Monday, February 8, 2016

It Works!



I shot the first roll of film with my new Hasselblad yesterday.  I didn't have a meter, so I had to ballpark the exposures.  Then I came home and souped the film in the one bath developer/fixer, the R5 from the New 55 project.  That's what they say.  "Souped."  I was nervous about the whole thing.  I've never been very successful at loading medium format film on the spool.  It takes me forever, usually, and I always fuck it up.  But I watched a YouTube video and learned something I'd never known before about loading the film onto a stainless steel reel, and it worked.  I had to heat up the developer, so I warmed some water on the stove and put a Ball jar full of chemicals in it until it was the right temperature.  Then I poured "the soup" into the canister.  Six minutes later, I pulled out the film, and there were images.  Holy smokes!  The camera worked.  The "soup" worked.  Everything worked.  It's just a bit like magic.
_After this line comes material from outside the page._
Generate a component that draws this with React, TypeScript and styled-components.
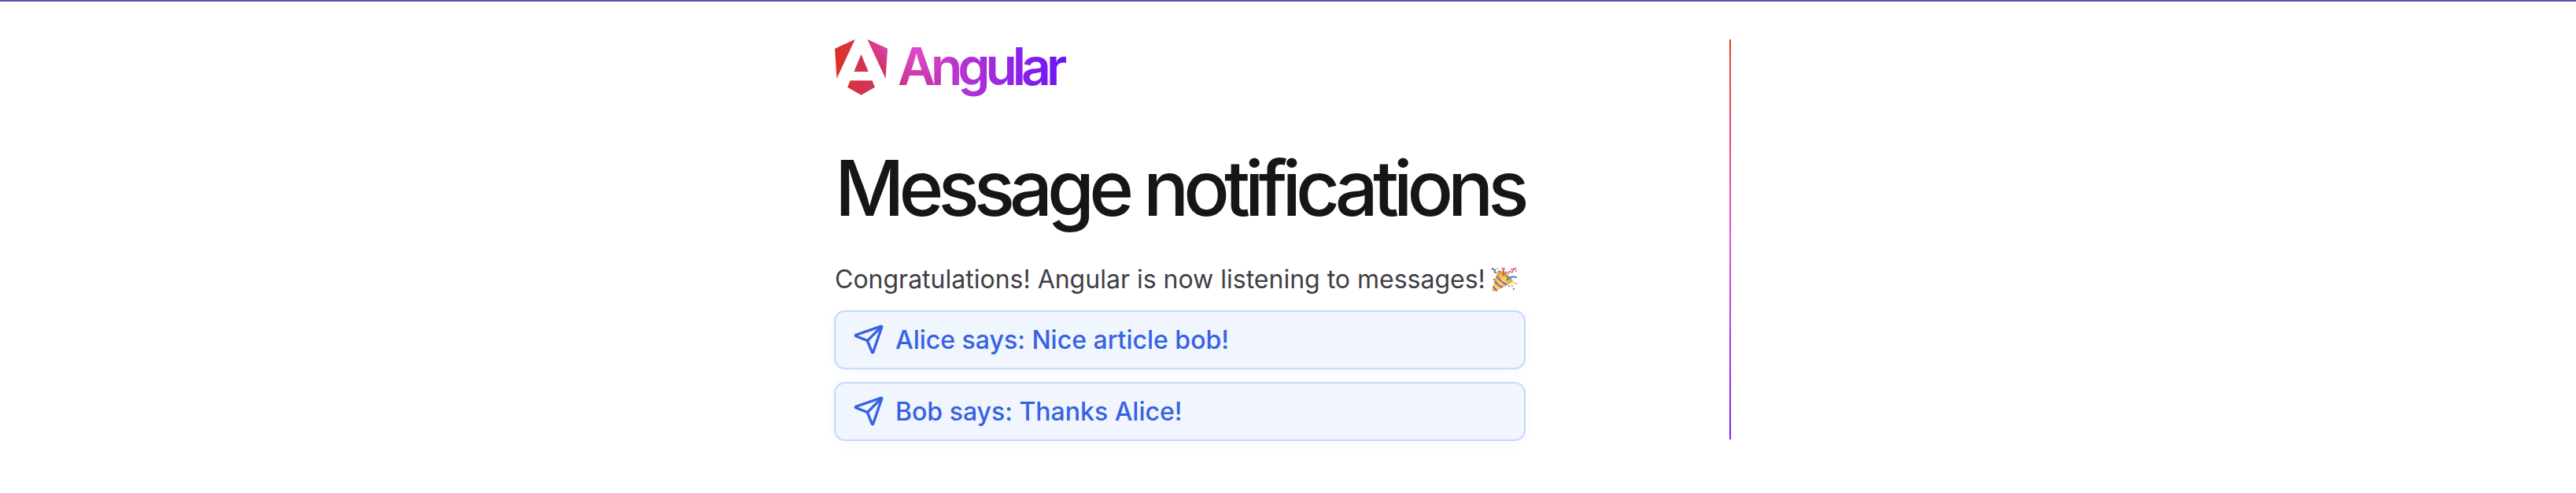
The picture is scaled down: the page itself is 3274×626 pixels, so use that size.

Excited, I took my camera downtown.  It was late in the afternoon and I still had to go marketing to get steaks for dinner before my mother came over.  It was a chilly but diamond clear day.  The light was simply crazy.  Before I had walked two blocks, I came upon a couple walking toward me who had a camera.  O.K.  Time to grow a pair.  I asked.  They posed.  It was the camera.  The girl liked it a bunch.  She was all dolled up in a retro way.  Turns out she wants to be a YouTuber.  She was a hairstylist in the shop we were standing in front of.  Her boy asked me if I was a "professional photographer."  No, I said.  He asked me about my camera.

"Real film?" he exclaimed.

"Yup.  Just like olden times."

"Is that a new camera?"

"Brand new to me, made int he 1960s.  But I could never have afforded one then."

"I like his camera better," the girl said to him.  He had a Sony A7.  But mine. . . oh, you know.

After a long talk, we walked on to the park.  All along the way, I asked if I could take pictures.

"Sure," and "Oh. . . yes."

It was the camera.  I don't do a lot of asking if I can take pictures, so the whole thing was a bit strange to m, especially how willing people were.  I was shy and bold.  I'm pretty sure I was taking lousy pictures, but it was a kind of rehearsal or practice, I opined to myself.  I was simply learning.

After an hour, I had gone through a couple rolls.  Twenty four pictures.  Quite a feat, I thought.  Really.

By then, it was time to go.  There was a dinner to make and a Super Bore to watch.  Mom came over for steaks and stayed for the first quarter of play.  She missed halftime, though.  I wish I had.

The New York Times was brutal about Cold Play.  But I was first.  What was that boy doing?  Kneeling all the time.  He couldn't stand up straight.  And he must have had some itchy balls, 'cause he couldn't keep his hands off them.  Then he asked everybody to get down with him, and Ili and I looked at one another.  WTF was he doing?  It was terrible, the whole thing, though that Bruno Mar sure can dance.  The Times compared him to M.C. Hammer.  Hammer time.

I watched the entire game, but I had to make a run to the liquor store somewhere in there.  They were out of the scotch I drink.  Hadn't had it for a couple weeks, they said.  I had to buy a much more expensive bottle, but it saw me through to the end.

I don't want to go to the factory today.  I want to go out and play with my camera.  But I have so many things to do, including renewing my tag.  I have to do that today or be illegal tomorrow, and I am getting too old to be illegal anymore.

I just hope I can find the paperwork I need to do that.  Etc.